Angela Tucker is a transracial adoptee who joined a family in the Pacific Northwest after being born in the South and placed into the foster care system. Closure is a film that documents Angela’s two-year search for her birth family and its efect on her, her adoptive family, her husband, and, of course, members of her birth family.

Denver Showing Offers Q&A with Angela Tucker & Filmmaker Bryan Tucker

A special Denver screening of this film will take place on May 7 and May 8, sponsored by the Colorado Department of Human Services and Adoption Options in celebration of Foster Care Month. These events begin at 7 pm and are held at the Sie Film Center at 2510 E Colfax. Due to limited space, advance tickets are highly recommended.

What makes this screening so special? Angela Tucker and filmmaker Bryan Tucker will appear after the film’s showing to answer audience questions.

And I’ll be joining their panel the evening of May 8. I’d love to see you there.

Angela Tucker film ClosureClosure is a gripping story full of emotional highs and lows, and it gives adoptive parents like me a peek into the hidden wonderings adoptees can have about their origins and the pressures they may feel to act on their curiosity — or not to.

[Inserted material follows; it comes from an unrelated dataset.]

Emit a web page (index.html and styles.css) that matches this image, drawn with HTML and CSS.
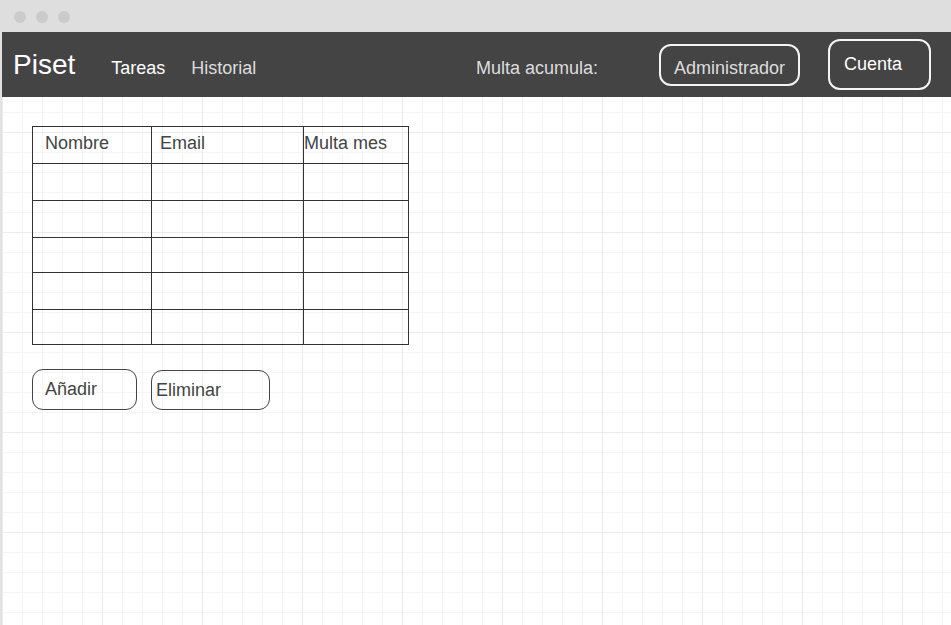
FILE: index.html
```html
<!DOCTYPE html>
<html lang="es">
<head>
<meta charset="utf-8">
<title>Piset</title>
<link rel="stylesheet" href="styles.css">
</head>
<body>
<div class="window">
  <div class="titlebar">
    <span class="dot"></span><span class="dot"></span><span class="dot"></span>
  </div>
  <div class="canvas">
    <header class="navbar">
      <span class="brand">Piset</span>
      <a class="nav-link nav-tareas">Tareas</a>
      <a class="nav-link nav-historial">Historial</a>
      <span class="multa">Multa acumula:</span>
      <button class="nav-btn btn-admin">Administrador</button>
      <button class="nav-btn btn-cuenta">Cuenta</button>
    </header>
    <main class="content">
      <table class="users">
        <colgroup>
          <col class="col-name"><col class="col-email"><col class="col-multa">
        </colgroup>
        <thead>
          <tr class="row-head">
            <th class="th-name">Nombre</th>
            <th class="th-email">Email</th>
            <th class="th-multa">Multa mes</th>
          </tr>
        </thead>
        <tbody>
          <tr class="row-tall"><td></td><td></td><td></td></tr>
          <tr class="row-tall"><td></td><td></td><td></td></tr>
          <tr class="row-short"><td></td><td></td><td></td></tr>
          <tr class="row-tall"><td></td><td></td><td></td></tr>
          <tr class="row-short"><td></td><td></td><td></td></tr>
        </tbody>
      </table>
      <div class="actions">
        <button class="act-btn btn-add">Añadir</button>
        <button class="act-btn btn-del">Eliminar</button>
      </div>
    </main>
  </div>
</div>
</body>
</html>
```
FILE: styles.css
```css
* { box-sizing: border-box; }
html, body { margin: 0; padding: 0; }
body {
  width: 951px;
  height: 625px;
  overflow: hidden;
  font-family: "Liberation Sans", Arial, sans-serif;
  background: #ffffff;
}
.window {
  display: flex;
  flex-direction: column;
  height: 625px;
}
.titlebar {
  height: 32px;
  flex: none;
  background: #dedede;
  display: flex;
  align-items: center;
  gap: 10px;
  padding-left: 14px;
  padding-top: 1px;
}
.dot {
  width: 12px;
  height: 12px;
  border-radius: 50%;
  background: #cbcbcb;
}
.canvas {
  flex: 1;
  border-left: 2px solid #e2e2e2;
  background-color: #ffffff;
  background-image:
    linear-gradient(to right, #ebebeb 1px, transparent 1px),
    linear-gradient(to bottom, #ebebeb 1px, transparent 1px),
    linear-gradient(to right, #f4f4f4 1px, transparent 1px),
    linear-gradient(to bottom, #f4f4f4 1px, transparent 1px);
  background-size: 100px 100px, 100px 100px, 20px 20px, 20px 20px;
  background-position: 0 0;
}
.navbar {
  height: 65px;
  background: #444444;
  display: flex;
  align-items: flex-start;
  padding-right: 20px;
}
.brand {
  margin-left: 11px;
  margin-top: 17px;
  font-size: 28px;
  line-height: 32px;
  color: #ffffff;
}
.nav-link {
  margin-top: 26px;
  font-size: 18px;
  line-height: 20px;
  color: #dddddd;
}
.nav-tareas { margin-left: 36px; color: #ffffff; }
.nav-historial { margin-left: 26px; }
.multa {
  margin-left: auto;
  margin-top: 26px;
  font-size: 18px;
  line-height: 20px;
  color: #dddddd;
}
.nav-btn {
  font-family: inherit;
  font-size: 18px;
  line-height: 20px;
  background: transparent;
  border: 2px solid #f4f4f4;
  border-radius: 12px;
  text-align: left;
  margin: 0;
}
.btn-admin {
  margin-left: 61px;
  margin-top: 12px;
  width: 141px;
  height: 42px;
  padding: 12px 0 6px 13px;
  color: #dddddd;
}
.btn-cuenta {
  margin-left: 28px;
  margin-top: 7px;
  width: 103px;
  height: 51px;
  padding: 13px 0 14px 14px;
  color: #ffffff;
}
.content {
  padding: 29px 0 0 30px;
  color: #444444;
}
.users {
  border-collapse: collapse;
  table-layout: fixed;
  width: 376px;
}
.col-name { width: 119px; }
.col-email { width: 152px; }
.col-multa { width: 105px; }
.users th, .users td {
  border: 1px solid #333333;
  padding: 0;
  font-weight: normal;
  text-align: left;
  vertical-align: top;
  font-size: 18px;
  line-height: 20px;
  color: #444444;
}
.users th { padding-top: 6px; }
.users .th-name { padding-left: 12px; }
.users .th-email { padding-left: 8px; }
.users .th-multa { padding-left: 0; }
.row-head { height: 37px; }
.row-tall { height: 37px; }
.row-short { height: 35px; }
.actions {
  display: flex;
  align-items: flex-start;
  gap: 14px;
  margin-top: 24px;
}
.act-btn {
  font-family: inherit;
  font-size: 18px;
  line-height: 20px;
  color: #444444;
  background: transparent;
  border: 1px solid #444444;
  border-radius: 11px;
  text-align: left;
  margin: 0;
}
.btn-add {
  width: 105px;
  height: 41px;
  padding: 9px 0 10px 12px;
}
.btn-del {
  margin-top: 1px;
  width: 119px;
  height: 40px;
  padding: 9px 0 9px 4px;
}
```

From Either/Or to Both/And

As Angela’s story unfolds, I witnessed how some members of her adoptive family began in an Either/Or mindset — either WE’re her family or THEY are. But out of their love for Angela, these same people were eventually able to cultivate a Both/And heartset. For example, Angela’s adoptive sister asks, “Aren’t our parents enough?” And Angela’s mom says early on, “I did worry about being replaced as a mom because I wasn’t sure I could handle that because they were MY kids.”

But later, Angela’s mom says, “As Angela got older I really felt deeply like I was her mom. In her 20s I realized it wasn’t going to change my status as being her mom if she found her birth mother. And I became as curious as her. Who was her birth mother? What’s her story?”

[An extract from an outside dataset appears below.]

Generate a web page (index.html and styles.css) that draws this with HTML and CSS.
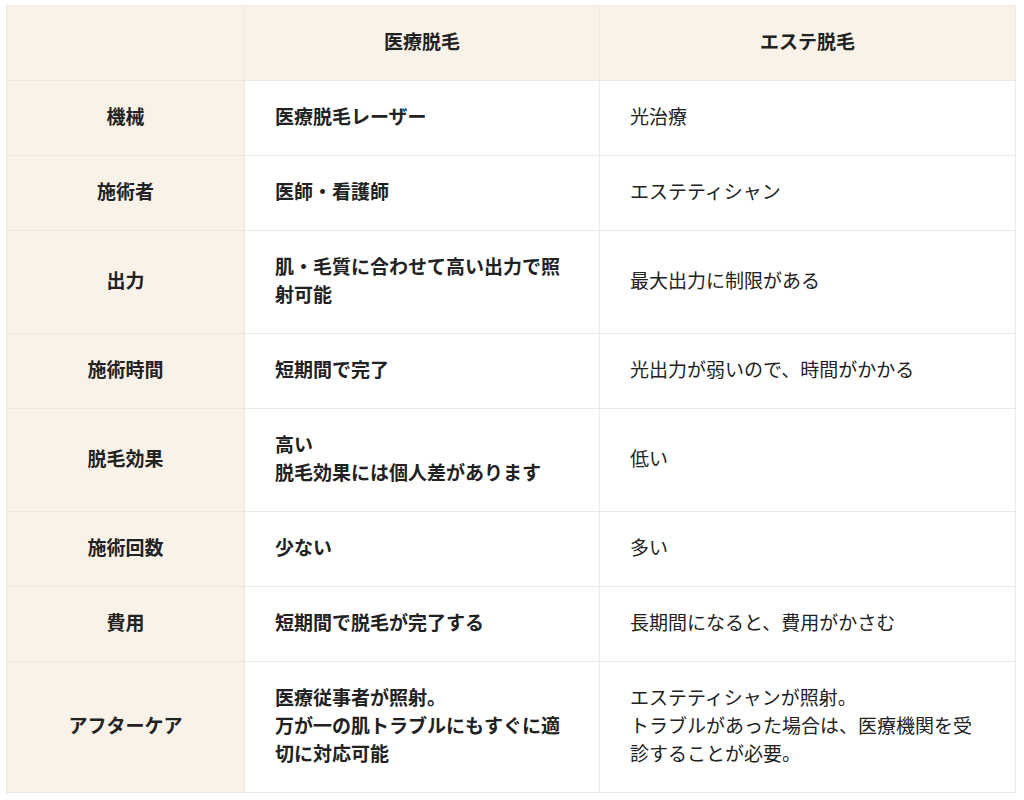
FILE: index.html
```html
<!DOCTYPE html>
<html lang="ja">
<head>
<meta charset="utf-8">
<title>医療脱毛とエステ脱毛の比較</title>
<link rel="stylesheet" href="styles.css">
</head>
<body>
<table class="compare">
  <colgroup>
    <col class="c-label">
    <col class="c-medical">
    <col class="c-esthe">
  </colgroup>
  <thead>
    <tr>
      <th class="head"></th>
      <th class="head">医療脱毛</th>
      <th class="head">エステ脱毛</th>
    </tr>
  </thead>
  <tbody>
    <tr>
      <th class="label">機械</th>
      <td class="med">医療脱毛レーザー</td>
      <td class="est">光治療</td>
    </tr>
    <tr>
      <th class="label">施術者</th>
      <td class="med">医師・看護師</td>
      <td class="est">エステティシャン</td>
    </tr>
    <tr>
      <th class="label">出力</th>
      <td class="med">肌・毛質に合わせて高い出力で照射可能</td>
      <td class="est">最大出力に制限がある</td>
    </tr>
    <tr>
      <th class="label">施術時間</th>
      <td class="med">短期間で完了</td>
      <td class="est">光出力が弱いので、時間がかかる</td>
    </tr>
    <tr>
      <th class="label">脱毛効果</th>
      <td class="med">高い<br>脱毛効果には個人差があります</td>
      <td class="est">低い</td>
    </tr>
    <tr>
      <th class="label">施術回数</th>
      <td class="med">少ない</td>
      <td class="est">多い</td>
    </tr>
    <tr>
      <th class="label">費用</th>
      <td class="med">短期間で脱毛が完了する</td>
      <td class="est">長期間になると、費用がかさむ</td>
    </tr>
    <tr>
      <th class="label">アフターケア</th>
      <td class="med">医療従事者が照射。<br>万が一の肌トラブルにもすぐに適切に対応可能</td>
      <td class="est">エステティシャンが照射。<br>トラブルがあった場合は、医療機関を受診することが必要。</td>
    </tr>
  </tbody>
</table>
</body>
</html>
```

FILE: styles.css
```css
html, body {
  margin: 0;
  padding: 0;
  background: #ffffff;
}

body {
  padding: 5px 0 0 6px;
  font-family: "Noto Sans CJK JP", "Noto Sans", sans-serif;
  font-size: 19px;
  line-height: 28px;
  color: #222222;
}

.compare {
  border-collapse: collapse;
  width: 1009px;
  table-layout: fixed;
}

.c-label { width: 238px; }
.c-medical { width: 355px; }
.c-esthe { width: 416px; }

.compare th,
.compare td {
  border: 1px solid #ece8e2;
  padding: 21px 30px 25px;
  vertical-align: middle;
}

.head {
  background: #f8f2e9;
  font-weight: bold;
  text-align: center;
  border-color: #e9e3d9;
}

.label {
  background: #f8f2e9;
  font-weight: bold;
  text-align: center;
  border-color: #e9e3d9;
}

.med {
  font-weight: bold;
  text-align: left;
}

.est {
  font-weight: normal;
  text-align: left;
}
```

The power of family member’s love for Angela and their security in her love for them help make the crucial shift that supports Angela in her pursuits. I adore this depiction, and wish all adopting and adoptive parents could see how easily such a shift can be made.

I’ll leave you in suspense about how birth family relationships develop. Who is found? How meandering is the search? Who embraces Angela and who denies her? What happens at first meetings? What happens after that?

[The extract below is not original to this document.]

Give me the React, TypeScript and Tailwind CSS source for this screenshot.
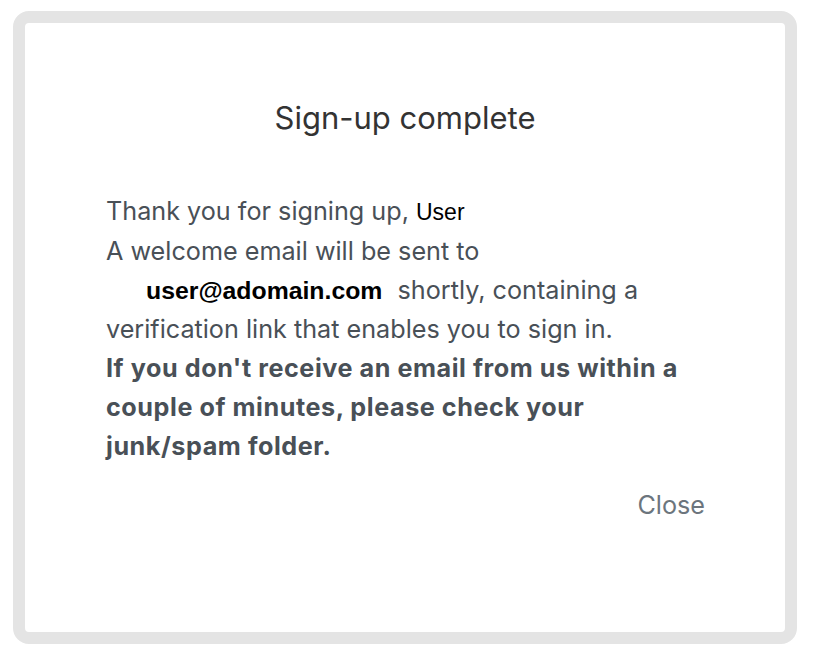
export default function App() {
  return (
    <div className="min-h-screen bg-white pt-[11px] pl-[13px]">
      <div className="w-[784px] h-[633px] rounded-[16px] border-[12px] border-[#e4e4e4] bg-white">
        <div
          className="pt-[77px] pl-[81px] w-[680px]"
          style={{ fontFamily: 'Inter, "Liberation Sans", sans-serif' }}
        >
          <h1 className="ml-[-81px] w-[760px] text-center text-[31px] leading-[36px] font-normal text-[#333333]">
            Sign-up complete
          </h1>

          <div className="mt-[56px] text-[25.2px] leading-[39px] text-[#495057]">
            <p>
              Thank you for signing up,{' '}
              <span
                className="text-[23px] text-black"
                style={{ fontFamily: '"Liberation Sans", Arial, sans-serif' }}
              >
                User
              </span>
            </p>
            <p>A welcome email will be sent to</p>
            <p>
              <span
                className="ml-[40px] mr-[8px] text-[24.8px] font-bold text-black"
                style={{ fontFamily: '"Liberation Sans", Arial, sans-serif' }}
              >
                user@adomain.com
              </span>{' '}
              <span>shortly, containing a</span>
            </p>
            <p>verification link that enables you to sign in.</p>
            <p className="font-bold tracking-[0.55px]">
              If you don't receive an email from us within a couple of minutes, please check your
              junk/spam folder.
            </p>
          </div>

          <div className="mt-[20px] flex justify-end">
            <button className="text-[25.2px] leading-[39px] text-[#6c757d]">Close</button>
          </div>
        </div>
      </div>
    </div>
  )
}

I urge you to watch this film (if you’re not able to attend the screening, you may also rent or buy the film, starting at $4.99)

The theater is small and the event is expected to sell out, so get your tickets now.

“For the rest of my life I’ll be connected”

I’ll share two more quotes from Angela’s birth family members that stood out for me.

  • What you do in the dark will come to the light. She thought this secret would never come to light. She needs to get over it…She needs to forgive herself. Once she forgives herself, then the lines of communication will be open.
  • Through a child one day, we all got connected whether we knew it or not. We were connected. For the rest of my life I’ll be connected.

Angela Tucker blogs at The Adopted Life and will return to Colorado this summer to mentor young adoptees at the African Caribbean Heritage Camp.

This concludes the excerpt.